Deutschland rüstet auf:Innenverteidiger

Selbstverteidigungskurs

"Köln war wie eine Initialzündung": Boxen beim Selbstverteidigungskurs im Berliner Hard-Candy-Studio mit Dirk Kalinowski.

(Foto: Regina Schmeken)

Was ist nur los mit den Deutschen? Sie buchen Kampftrainer, sie kaufen mehr Schusswaffen und Pfefferspray. Über ein Land, das sich verändert.

Von Renate Meinhof

Wir bleiben mal gleich bei Kalle, weil niemand hier oben Herr Kalinowski zu ihm sagt, oder gar Dirk, denn das ist sein Vorname. Kalle hat ein feines, fast jünglingshaftes Gesicht, und sollte es Narben tragen, so sind sie nicht sichtbar, nicht auf den ersten Blick. Träfe man ihn unten, im wogenden Absatzgeklapper der Ku'damm-Einkäufer, man würde es vielleicht einem Apotheker zuordnen, dieses Gesicht, einem Musiker, meinetwegen, jedenfalls keinem mit beredten Fäusten.

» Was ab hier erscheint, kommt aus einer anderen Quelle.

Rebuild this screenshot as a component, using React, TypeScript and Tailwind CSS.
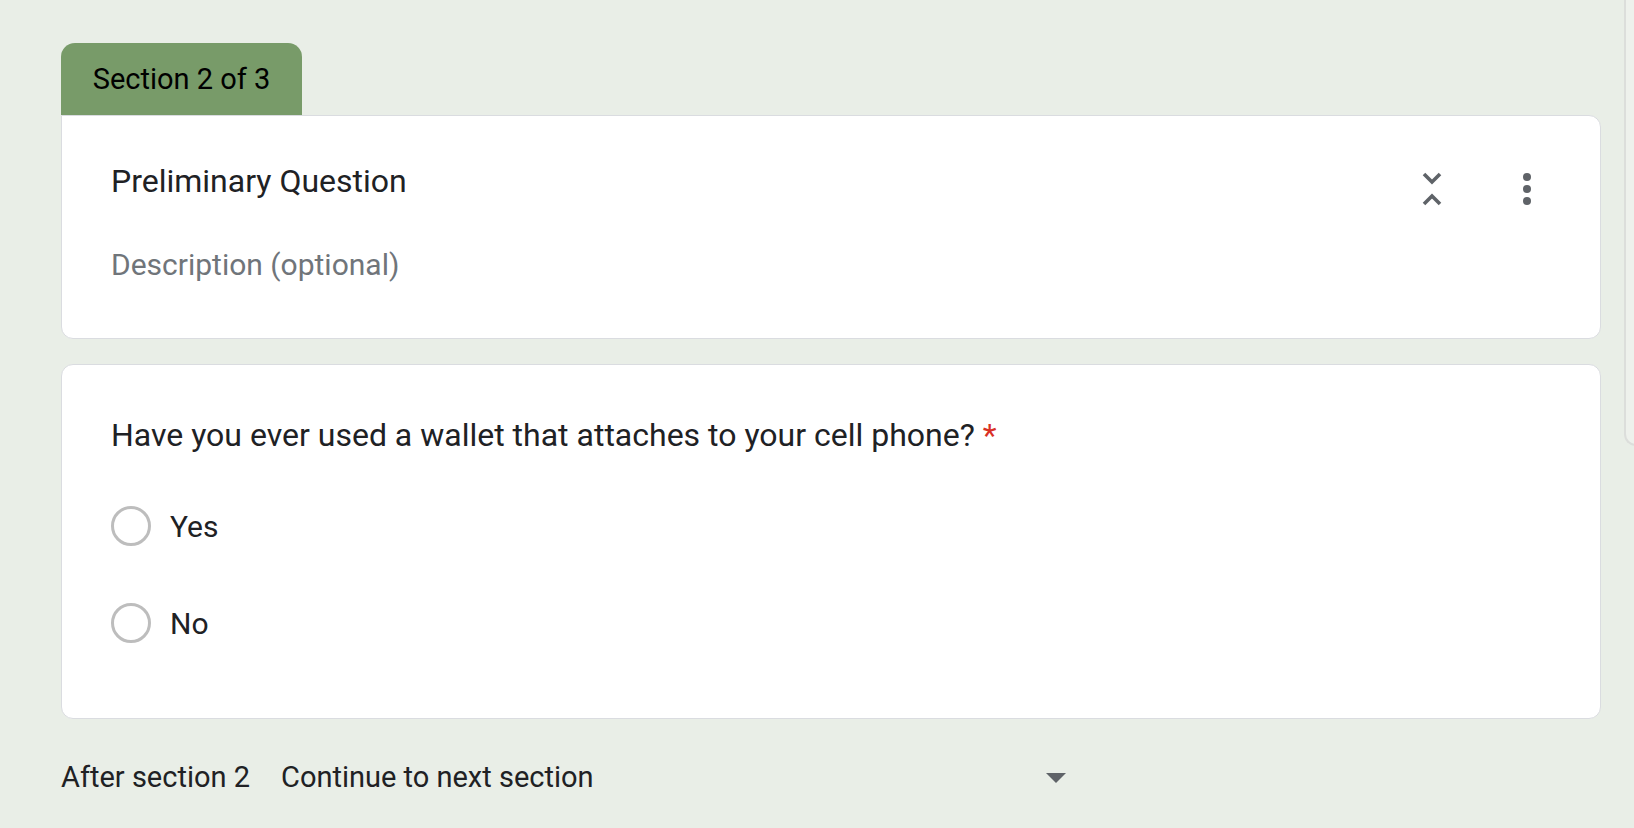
export default function App() {
  return (
    <div
      className="min-h-[828px] w-full bg-[#e9eee7] overflow-hidden flex"
      style={{ fontFamily: "Roboto, 'Liberation Sans', sans-serif" }}
    >
      <div className="flex flex-col pl-[61px] pt-[43px] w-[1601px] shrink-0">
        <div className="w-[241px] h-[72px] bg-[#789b69] rounded-t-[14px] flex items-center justify-center pt-[2px]">
          <span className="text-[29px] text-black">Section 2 of 3</span>
        </div>

        <div className="h-[224px] bg-white border border-[#dadce0] rounded-b-[12px] rounded-tr-[12px] pl-[49px] pr-[69px] pt-[40px] flex">
          <div className="flex-1 flex flex-col">
            <div className="text-[32px] text-[#202124] leading-[50px]">Preliminary Question</div>
            <div className="text-[30px] text-[#70757a] mt-[34px] leading-[50px]">Description (optional)</div>
          </div>
          <div className="flex items-start gap-[80px] pt-[15px]">
            <svg width="22" height="36" viewBox="0 0 22 36" className="text-[#5f6368]">
              <path d="M3 3 L11 11 L19 3" fill="none" stroke="currentColor" strokeWidth="3.6" />
              <path d="M3 33 L11 25 L19 33" fill="none" stroke="currentColor" strokeWidth="3.6" />
            </svg>
            <div className="flex flex-col gap-[4px] pt-[2px]">
              <span className="w-[8px] h-[8px] rounded-full bg-[#5f6368]" />
              <span className="w-[8px] h-[8px] rounded-full bg-[#5f6368]" />
              <span className="w-[8px] h-[8px] rounded-full bg-[#5f6368]" />
            </div>
          </div>
        </div>

        <div className="mt-[25px] h-[355px] bg-white border border-[#dadce0] rounded-[12px] pl-[49px] pt-[45px] flex flex-col">
          <div className="text-[32px] text-[#202124] leading-[50px]">
            Have you ever used a wallet that attaches to your cell phone?{" "}
            <span className="text-[#d93025]">*</span>
          </div>
          <div className="mt-[46px] flex flex-col gap-[57px]">
            {["Yes", "No"].map((o) => (
              <div key={o} className="flex items-center gap-[19px] h-[40px]">
                <span className="w-[40px] h-[40px] rounded-full border-[3px] border-[#bdbdbd]" />
                <span className="text-[30px] text-[#202124]">{o}</span>
              </div>
            ))}
          </div>
        </div>

        <div className="mt-[39px] flex items-center h-[40px] text-[29px] text-[#202124]">
          <span className="w-[220px]">After section 2</span>
          <span className="w-[765px]">Continue to next section</span>
          <svg width="20" height="10" viewBox="0 0 20 10">
            <path d="M0 0 L20 0 L10 10 Z" fill="#5f6368" />
          </svg>
        </div>
      </div>

      <div className="ml-[23px] mt-[-10px] w-[40px] h-[456px] shrink-0 bg-[#eef1ec] border-l-2 border-b-2 border-[#dcdedb] rounded-bl-[12px]" />
    </div>
  );
}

Einzig das Tänzeln, das in jeder seiner Bewegungen von der Fähigkeit zeugt, einem Schlag auszuweichen, um den eigenen schmerzbringend zu platzieren, verrät ihn, Kalle, den Boxer, den Berliner, alte DDR-Schule, mit fünfzehn hat er angefangen. Er war auch Sänger in einer Punkband, die ausgerechnet Zerfall hieß, ein Name wie eine Ansage, sagt Kalle - "Na, was zerfällt denn da, Kalinowski, etwa das sozialistische System?" - so nahm ihn die Stasi in die Mangel, mit sechzehn. So wurde er Schuhmacherlehrling, dann Ausreiseantragsteller, dann Neuankömmling, Abiturnachholer, Student.